Energy-Time Performance of Heterogeneous Computing Systems: Models and Analysis
COM2 Level 4
Executive Classroom, COM2-04-02

 
      Abstract:
While heterogeneity is increasingly becoming the norm in most computing platforms today, one of the key challenges is to determine the set of energy-time efficient system configurations among the large system configuration space to execute a parallel application. This large configuration space offers a new opportunity to improve the match between parallel application demands and system resources to achieve efficient energy-time performance. This thesis presents an approach to address this challenge using a measurement-driven analytical model that determines both time and energy efficient system configurations. Based on our taxonomy of heterogeneous computing systems, we first propose a core analytical model for a baseline heterogeneous system representing inter-node heterogeneity and consisting of brawny and wimpy nodes. The proposed core model is scalable for different types of heterogeneity and is formulated using parametric values obtained from baseline measurements of the application for better accuracy. The key novelties of our approach include modeling both inter and intra-node resource overlaps and resource contention.
Among heterogeneous systems, intra-node heterogeneous systems with Vector Processing Units (VPUs) are increasingly being adopted in the Top500 supercomputers as they offer accelerated performance gains. Secondly, the impact of heterogeneity in parallel programs leads to the wider adoption of hybrid programming models for scientific applications. Hybrid programming models are gaining traction as they exploit system resources and parallelism at both inter- and intra-node levels. The scalability of our proposed core model is shown by extending it to both intra-node heterogeneous system and hybrid programs. Key model extensions include (i) inter- and intra-core contentions for VPUs in a Many Integrated Core (MIC) architecture system, and (ii) inter- and intra-node communication for hybrid programs. 
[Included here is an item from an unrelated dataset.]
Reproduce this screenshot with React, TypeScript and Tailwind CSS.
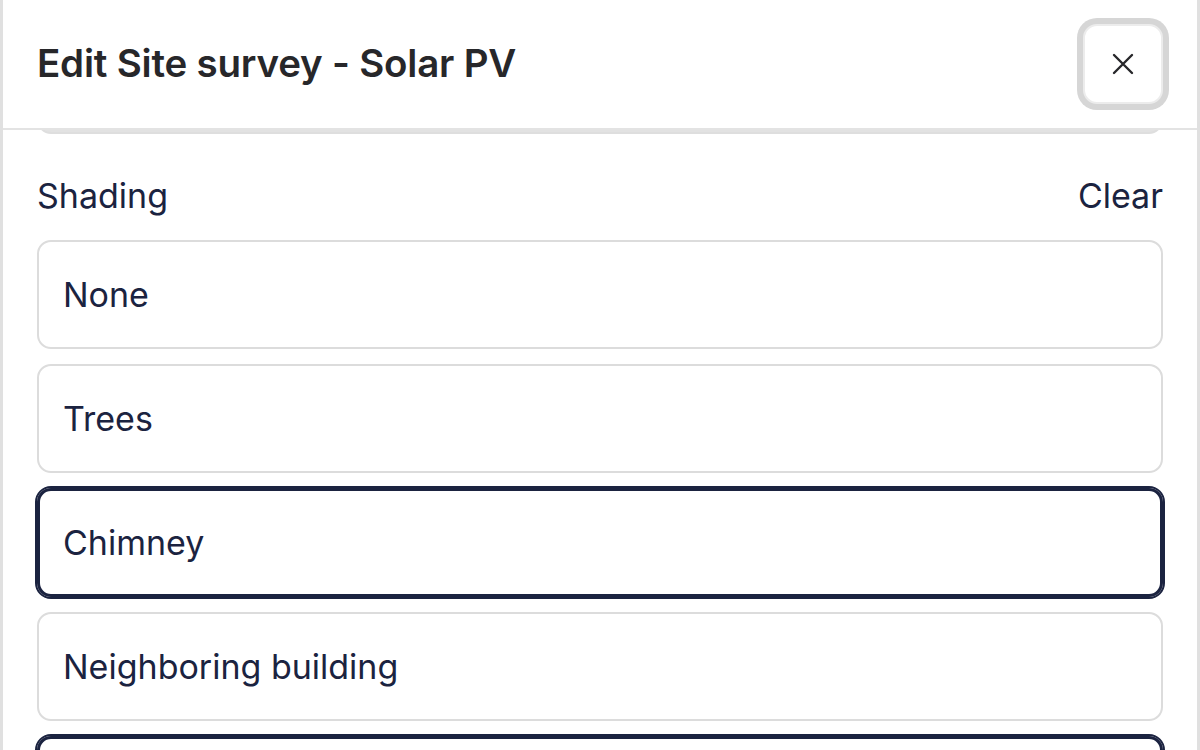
import { useState } from "react";
import clsx from "clsx";

const shadingOptions = ["None", "Trees", "Chimney", "Neighboring building", "Other"];

function CloseIcon() {
  return (
    <svg width="22" height="22" viewBox="0 0 22 22" fill="none">
      <path d="M2 2L20 20M20 2L2 20" stroke="#27272a" strokeWidth="2.4" strokeLinecap="round" />
    </svg>
  );
}

export default function App() {
  const [selected, setSelected] = useState<string[]>(["Chimney", "Other"]);

  const toggle = (option: string) =>
    setSelected((prev) =>
      prev.includes(option) ? prev.filter((o) => o !== option) : [...prev, option]
    );

  return (
    <div className="w-[1200px] h-[750px] overflow-hidden bg-white border-x-[3px] border-[#e0e0e0] flex flex-col font-['Inter',sans-serif]">
      <header className="h-[130px] shrink-0 flex items-center justify-between px-[34px] border-b-2 border-[#e3e3e3]">
        <h1 className="text-[38.5px] font-semibold text-[#27272a] tracking-[-0.2px]">
          Edit Site survey - Solar PV
        </h1>
        <button className="w-[80px] h-[80px] rounded-[14px] border-2 border-[#ececec] ring-[6px] ring-[#d6d6d6] bg-white flex items-center justify-center">
          <CloseIcon />
        </button>
      </header>

      <div className="flex-1 overflow-hidden px-[34px]">
        {/* bottom edge of the previous question, scrolled under the header */}
        <div className="h-[4px] overflow-hidden">
          <div className="h-[60px] -mt-[56px] rounded-[14px] border-2 border-[#dedede] bg-[#e2e2e2]" />
        </div>

        <div className="mt-[42px] flex items-center justify-between text-[#1b2340] text-[34px] leading-[40px]">
          <span>Shading</span>
          <button onClick={() => setSelected([])}>Clear</button>
        </div>

        <ul className="mt-[24px] flex flex-col gap-[15px]">
          {shadingOptions.map((option) => {
            const isActive = selected.includes(option);
            return (
              <li key={option}>
                <button
                  onClick={() => toggle(option)}
                  className={clsx(
                    "w-full h-[109px] rounded-[14px] bg-white flex items-center text-[34px] text-[#1b2340] text-left",
                    isActive
                      ? "border-[3px] pl-[23px] border-[#1b2340] outline-2 outline-[#1b2340]"
                      : "border-2 pl-[24px] border-[#dcdcdc]"
                  )}
                >
                  {option}
                </button>
              </li>
            );
          })}
        </ul>
      </div>
    </div>
  );
}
With the advent of heterogeneity at both program and system level, it is non-trivial for application developers or users to choose an energy and time optimal configuration from the large configuration space. The proposed core model and its extensions are applied to determine energy-time efficient system configurations for inter-node heterogeneous system, intra-node heterogeneity with VPUs and hybrid programs. In determining these efficient system configurations, we exposed a number of insights. Firstly, there are multiple Pareto-optimal ?sweet-spot? configurations that can be approximated using a distinct energy-deadline Pareto-frontier. These configurations facilitate energy-time trade-offs such as to minimize energy used for a given execution-time deadline and/or to minimize execution time for a given energy budget. Our analysis shows that for inter-node heterogeneous clusters and hybrid programs, energy savings of up to 75% can be achieved by selecting Pareto-optimal configurations as opposed to non-optimal configurations. Furthermore, among the Pareto-optimal configurations hybrid programs reduces the energy used by up to 65% at the the expense of 18% increase in execution time.
With the explosion of the configuration space, we show that the Pareto-frontier can be analytically established using the node performance-to-power ratios (PPR). We show that the Pareto-frontier can be further improved by replacing low PPR nodes with higher PPR nodes using our power substitution ratio. Additionally, our energy proportionality analysis reveals that inter-node heterogeneous clusters enable the scaling of the energy-proportionality wall by exposing sub-linear energy-proportional configurations. To further optimize the Pareto-frontier, we introduce a new metric called useful computation ratio (UCR) to quantify the degree of resource contentions and communication overheads in an execution. Lastly, we show how UCR and Pareto-optimal configurations can be used in conjunction by system designers to gain further insights into system resource imbalances, and how application developers can further fine-tune their hybrid programs.